WHAT THE EXERCISE ASKS: Would you transcribe the listing that follows, character for character, and omit its images?

DATA PROVIDED:
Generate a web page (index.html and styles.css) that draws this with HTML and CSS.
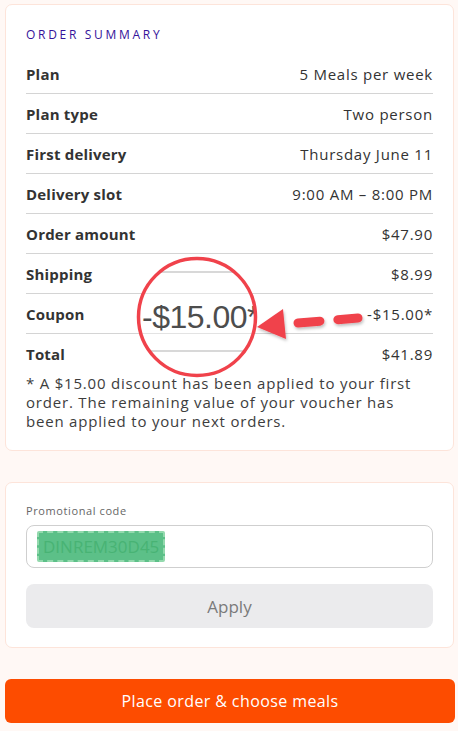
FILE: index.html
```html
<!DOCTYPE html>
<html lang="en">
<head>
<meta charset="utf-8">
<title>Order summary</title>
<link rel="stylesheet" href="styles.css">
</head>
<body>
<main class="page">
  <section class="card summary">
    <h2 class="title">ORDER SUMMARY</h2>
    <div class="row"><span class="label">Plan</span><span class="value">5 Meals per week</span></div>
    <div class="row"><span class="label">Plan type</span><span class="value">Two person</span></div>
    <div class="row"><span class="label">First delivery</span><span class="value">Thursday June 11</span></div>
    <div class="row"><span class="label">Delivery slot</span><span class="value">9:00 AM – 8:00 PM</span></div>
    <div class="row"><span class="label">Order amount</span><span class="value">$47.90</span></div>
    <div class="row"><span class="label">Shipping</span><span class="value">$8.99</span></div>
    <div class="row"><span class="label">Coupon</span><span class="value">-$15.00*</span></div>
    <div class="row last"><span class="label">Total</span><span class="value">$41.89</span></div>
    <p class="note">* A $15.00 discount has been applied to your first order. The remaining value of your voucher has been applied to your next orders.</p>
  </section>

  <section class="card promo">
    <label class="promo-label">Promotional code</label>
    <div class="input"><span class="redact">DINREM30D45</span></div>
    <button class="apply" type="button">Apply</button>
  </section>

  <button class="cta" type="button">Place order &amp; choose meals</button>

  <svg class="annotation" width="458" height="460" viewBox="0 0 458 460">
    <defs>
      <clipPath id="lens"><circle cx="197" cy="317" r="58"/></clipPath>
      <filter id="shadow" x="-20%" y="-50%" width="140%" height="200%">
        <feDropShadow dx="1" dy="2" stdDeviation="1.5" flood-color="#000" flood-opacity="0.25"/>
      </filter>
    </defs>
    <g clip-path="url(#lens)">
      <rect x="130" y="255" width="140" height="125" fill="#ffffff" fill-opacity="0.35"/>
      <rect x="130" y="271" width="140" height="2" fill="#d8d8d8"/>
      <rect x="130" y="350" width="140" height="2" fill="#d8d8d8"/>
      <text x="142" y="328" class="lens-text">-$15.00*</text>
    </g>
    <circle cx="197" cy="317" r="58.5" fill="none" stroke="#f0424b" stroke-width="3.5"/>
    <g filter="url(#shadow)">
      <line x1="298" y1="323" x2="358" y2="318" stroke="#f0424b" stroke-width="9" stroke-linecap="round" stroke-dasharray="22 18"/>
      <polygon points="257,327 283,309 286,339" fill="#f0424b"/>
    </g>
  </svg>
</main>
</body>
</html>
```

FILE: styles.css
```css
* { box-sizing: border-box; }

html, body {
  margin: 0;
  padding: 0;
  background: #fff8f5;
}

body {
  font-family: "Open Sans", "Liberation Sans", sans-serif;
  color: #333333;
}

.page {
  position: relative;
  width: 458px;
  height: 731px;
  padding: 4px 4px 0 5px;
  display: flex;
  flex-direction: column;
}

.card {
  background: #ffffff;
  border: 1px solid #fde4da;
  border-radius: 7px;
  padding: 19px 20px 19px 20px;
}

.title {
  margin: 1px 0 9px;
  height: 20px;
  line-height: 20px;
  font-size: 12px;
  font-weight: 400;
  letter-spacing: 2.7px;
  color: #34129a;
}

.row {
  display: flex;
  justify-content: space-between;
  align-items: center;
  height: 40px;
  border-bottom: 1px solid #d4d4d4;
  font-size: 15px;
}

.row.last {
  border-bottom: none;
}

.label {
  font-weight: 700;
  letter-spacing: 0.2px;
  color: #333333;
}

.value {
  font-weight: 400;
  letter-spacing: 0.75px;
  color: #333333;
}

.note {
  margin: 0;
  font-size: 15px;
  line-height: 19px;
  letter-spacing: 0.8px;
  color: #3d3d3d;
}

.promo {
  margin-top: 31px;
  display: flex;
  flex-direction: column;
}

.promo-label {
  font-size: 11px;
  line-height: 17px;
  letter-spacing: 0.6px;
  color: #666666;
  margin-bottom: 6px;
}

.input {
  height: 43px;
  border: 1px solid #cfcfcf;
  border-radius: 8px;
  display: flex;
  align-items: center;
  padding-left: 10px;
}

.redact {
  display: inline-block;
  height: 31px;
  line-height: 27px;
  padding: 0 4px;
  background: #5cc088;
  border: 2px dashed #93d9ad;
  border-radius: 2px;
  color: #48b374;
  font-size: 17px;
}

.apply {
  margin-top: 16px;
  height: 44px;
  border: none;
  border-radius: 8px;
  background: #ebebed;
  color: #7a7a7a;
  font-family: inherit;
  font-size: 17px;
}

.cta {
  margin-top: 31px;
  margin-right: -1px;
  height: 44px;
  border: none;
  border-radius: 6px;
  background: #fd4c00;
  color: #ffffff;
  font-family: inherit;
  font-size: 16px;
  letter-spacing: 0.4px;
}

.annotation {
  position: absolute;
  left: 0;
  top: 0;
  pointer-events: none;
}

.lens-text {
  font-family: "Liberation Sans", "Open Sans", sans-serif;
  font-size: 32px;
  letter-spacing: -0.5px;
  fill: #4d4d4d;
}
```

WRITTEN ANSWER:
Generate a web page (index.html and styles.css) that draws this with HTML and CSS.
FILE: index.html
```html
<!DOCTYPE html>
<html lang="en">
<head>
<meta charset="utf-8">
<title>Order summary</title>
<link rel="stylesheet" href="styles.css">
</head>
<body>
<main class="page">
  <section class="card summary">
    <h2 class="title">ORDER SUMMARY</h2>
    <div class="row"><span class="label">Plan</span><span class="value">5 Meals per week</span></div>
    <div class="row"><span class="label">Plan type</span><span class="value">Two person</span></div>
    <div class="row"><span class="label">First delivery</span><span class="value">Thursday June 11</span></div>
    <div class="row"><span class="label">Delivery slot</span><span class="value">9:00 AM – 8:00 PM</span></div>
    <div class="row"><span class="label">Order amount</span><span class="value">$47.90</span></div>
    <div class="row"><span class="label">Shipping</span><span class="value">$8.99</span></div>
    <div class="row"><span class="label">Coupon</span><span class="value">-$15.00*</span></div>
    <div class="row last"><span class="label">Total</span><span class="value">$41.89</span></div>
    <p class="note">* A $15.00 discount has been applied to your first order. The remaining value of your voucher has been applied to your next orders.</p>
  </section>

  <section class="card promo">
    <label class="promo-label">Promotional code</label>
    <div class="input"><span class="redact">DINREM30D45</span></div>
    <button class="apply" type="button">Apply</button>
  </section>

  <button class="cta" type="button">Place order &amp; choose meals</button>

  <svg class="annotation" width="458" height="460" viewBox="0 0 458 460">
    <defs>
      <clipPath id="lens"><circle cx="197" cy="317" r="58"/></clipPath>
      <filter id="shadow" x="-20%" y="-50%" width="140%" height="200%">
        <feDropShadow dx="1" dy="2" stdDeviation="1.5" flood-color="#000" flood-opacity="0.25"/>
      </filter>
    </defs>
    <g clip-path="url(#lens)">
      <rect x="130" y="255" width="140" height="125" fill="#ffffff" fill-opacity="0.35"/>
      <rect x="130" y="271" width="140" height="2" fill="#d8d8d8"/>
      <rect x="130" y="350" width="140" height="2" fill="#d8d8d8"/>
      <text x="142" y="328" class="lens-text">-$15.00*</text>
    </g>
    <circle cx="197" cy="317" r="58.5" fill="none" stroke="#f0424b" stroke-width="3.5"/>
    <g filter="url(#shadow)">
      <line x1="298" y1="323" x2="358" y2="318" stroke="#f0424b" stroke-width="9" stroke-linecap="round" stroke-dasharray="22 18"/>
      <polygon points="257,327 283,309 286,339" fill="#f0424b"/>
    </g>
  </svg>
</main>
</body>
</html>
```

FILE: styles.css
```css
* { box-sizing: border-box; }

html, body {
  margin: 0;
  padding: 0;
  background: #fff8f5;
}

body {
  font-family: "Open Sans", "Liberation Sans", sans-serif;
  color: #333333;
}

.page {
  position: relative;
  width: 458px;
  height: 731px;
  padding: 4px 4px 0 5px;
  display: flex;
  flex-direction: column;
}

.card {
  background: #ffffff;
  border: 1px solid #fde4da;
  border-radius: 7px;
  padding: 19px 20px 19px 20px;
}

.title {
  margin: 1px 0 9px;
  height: 20px;
  line-height: 20px;
  font-size: 12px;
  font-weight: 400;
  letter-spacing: 2.7px;
  color: #34129a;
}

.row {
  display: flex;
  justify-content: space-between;
  align-items: center;
  height: 40px;
  border-bottom: 1px solid #d4d4d4;
  font-size: 15px;
}

.row.last {
  border-bottom: none;
}

.label {
  font-weight: 700;
  letter-spacing: 0.2px;
  color: #333333;
}

.value {
  font-weight: 400;
  letter-spacing: 0.75px;
  color: #333333;
}

.note {
  margin: 0;
  font-size: 15px;
  line-height: 19px;
  letter-spacing: 0.8px;
  color: #3d3d3d;
}

.promo {
  margin-top: 31px;
  display: flex;
  flex-direction: column;
}

.promo-label {
  font-size: 11px;
  line-height: 17px;
  letter-spacing: 0.6px;
  color: #666666;
  margin-bottom: 6px;
}

.input {
  height: 43px;
  border: 1px solid #cfcfcf;
  border-radius: 8px;
  display: flex;
  align-items: center;
  padding-left: 10px;
}

.redact {
  display: inline-block;
  height: 31px;
  line-height: 27px;
  padding: 0 4px;
  background: #5cc088;
  border: 2px dashed #93d9ad;
  border-radius: 2px;
  color: #48b374;
  font-size: 17px;
}

.apply {
  margin-top: 16px;
  height: 44px;
  border: none;
  border-radius: 8px;
  background: #ebebed;
  color: #7a7a7a;
  font-family: inherit;
  font-size: 17px;
}

.cta {
  margin-top: 31px;
  margin-right: -1px;
  height: 44px;
  border: none;
  border-radius: 6px;
  background: #fd4c00;
  color: #ffffff;
  font-family: inherit;
  font-size: 16px;
  letter-spacing: 0.4px;
}

.annotation {
  position: absolute;
  left: 0;
  top: 0;
  pointer-events: none;
}

.lens-text {
  font-family: "Liberation Sans", "Open Sans", sans-serif;
  font-size: 32px;
  letter-spacing: -0.5px;
  fill: #4d4d4d;
}
```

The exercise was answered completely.